**TASK TO COMPLETE**
Listed below are entries; give the number of lines among them that include "this", and only that number.

**DATA LISTING**
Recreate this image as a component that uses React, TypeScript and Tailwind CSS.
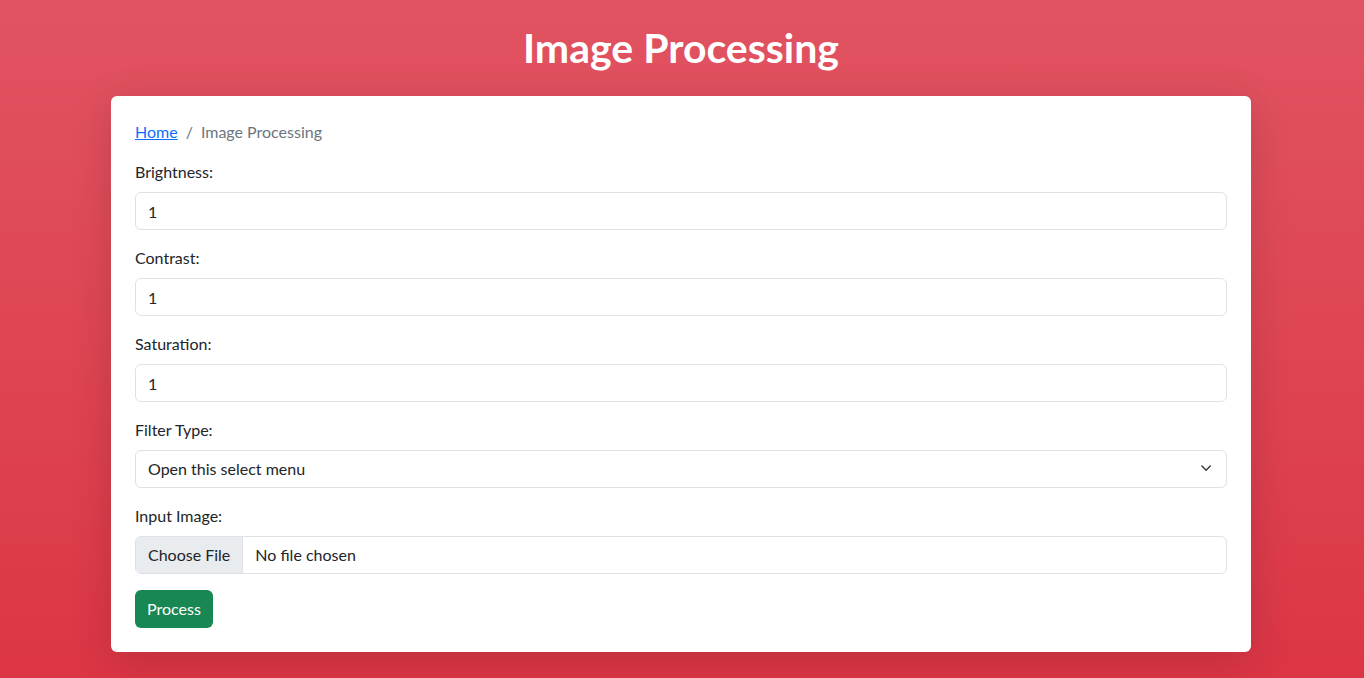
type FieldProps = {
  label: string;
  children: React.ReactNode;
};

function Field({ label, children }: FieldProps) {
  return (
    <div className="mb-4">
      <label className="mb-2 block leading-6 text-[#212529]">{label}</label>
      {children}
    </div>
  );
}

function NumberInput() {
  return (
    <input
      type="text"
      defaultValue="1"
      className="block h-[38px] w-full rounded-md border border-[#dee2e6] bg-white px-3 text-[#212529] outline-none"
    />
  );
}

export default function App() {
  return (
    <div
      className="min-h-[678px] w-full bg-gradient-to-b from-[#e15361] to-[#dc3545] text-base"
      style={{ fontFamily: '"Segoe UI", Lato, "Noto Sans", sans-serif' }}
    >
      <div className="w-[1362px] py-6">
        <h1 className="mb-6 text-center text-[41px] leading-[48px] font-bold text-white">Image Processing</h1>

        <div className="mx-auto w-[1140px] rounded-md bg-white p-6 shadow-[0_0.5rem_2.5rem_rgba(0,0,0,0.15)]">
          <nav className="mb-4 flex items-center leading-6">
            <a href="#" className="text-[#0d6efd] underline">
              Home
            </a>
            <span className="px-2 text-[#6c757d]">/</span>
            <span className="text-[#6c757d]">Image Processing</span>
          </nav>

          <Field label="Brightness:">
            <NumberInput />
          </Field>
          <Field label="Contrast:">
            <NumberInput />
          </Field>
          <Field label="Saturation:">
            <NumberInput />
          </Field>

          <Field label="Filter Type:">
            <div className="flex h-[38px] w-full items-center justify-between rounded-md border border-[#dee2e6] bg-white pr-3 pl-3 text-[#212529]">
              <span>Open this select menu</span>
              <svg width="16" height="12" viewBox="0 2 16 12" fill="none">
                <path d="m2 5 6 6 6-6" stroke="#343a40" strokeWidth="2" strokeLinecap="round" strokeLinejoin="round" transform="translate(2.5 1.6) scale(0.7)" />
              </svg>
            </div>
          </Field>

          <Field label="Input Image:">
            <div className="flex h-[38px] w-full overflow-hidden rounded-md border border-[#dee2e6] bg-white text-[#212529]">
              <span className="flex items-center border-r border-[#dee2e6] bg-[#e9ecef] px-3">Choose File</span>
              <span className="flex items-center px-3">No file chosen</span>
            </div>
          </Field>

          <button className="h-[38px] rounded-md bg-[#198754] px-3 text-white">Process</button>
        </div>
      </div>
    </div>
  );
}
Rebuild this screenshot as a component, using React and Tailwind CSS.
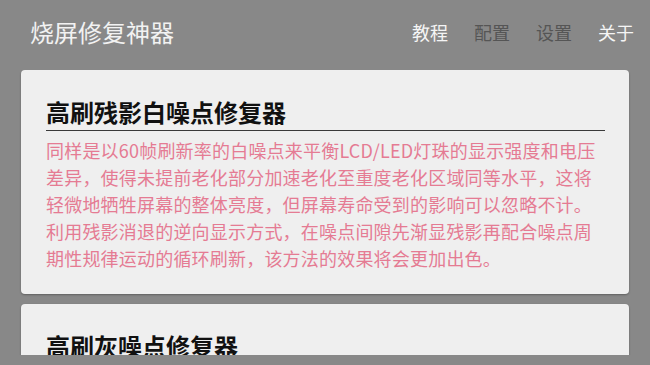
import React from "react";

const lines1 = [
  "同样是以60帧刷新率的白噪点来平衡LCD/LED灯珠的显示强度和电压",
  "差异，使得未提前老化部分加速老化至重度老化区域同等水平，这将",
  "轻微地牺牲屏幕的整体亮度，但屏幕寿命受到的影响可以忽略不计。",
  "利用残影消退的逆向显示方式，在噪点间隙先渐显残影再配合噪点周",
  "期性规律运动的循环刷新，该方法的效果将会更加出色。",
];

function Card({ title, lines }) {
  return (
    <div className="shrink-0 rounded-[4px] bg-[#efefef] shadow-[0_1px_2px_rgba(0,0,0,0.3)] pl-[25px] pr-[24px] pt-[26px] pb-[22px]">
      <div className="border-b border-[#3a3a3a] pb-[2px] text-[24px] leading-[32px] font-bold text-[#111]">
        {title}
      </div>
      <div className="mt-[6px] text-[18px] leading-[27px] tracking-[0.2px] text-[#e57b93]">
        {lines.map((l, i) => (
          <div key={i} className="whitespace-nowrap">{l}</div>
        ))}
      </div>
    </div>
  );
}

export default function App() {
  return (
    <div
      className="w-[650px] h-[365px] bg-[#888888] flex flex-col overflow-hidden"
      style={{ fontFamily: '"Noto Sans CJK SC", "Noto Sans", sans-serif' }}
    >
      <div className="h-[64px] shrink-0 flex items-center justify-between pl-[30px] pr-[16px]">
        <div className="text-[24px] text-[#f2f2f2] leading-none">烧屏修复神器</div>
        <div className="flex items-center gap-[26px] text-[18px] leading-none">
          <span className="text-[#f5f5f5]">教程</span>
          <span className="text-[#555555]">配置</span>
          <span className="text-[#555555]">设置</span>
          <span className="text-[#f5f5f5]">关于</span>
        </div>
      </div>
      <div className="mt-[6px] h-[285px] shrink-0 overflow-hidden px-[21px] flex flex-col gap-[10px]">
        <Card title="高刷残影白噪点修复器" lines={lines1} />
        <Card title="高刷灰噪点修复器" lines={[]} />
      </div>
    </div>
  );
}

**SOLUTION**
3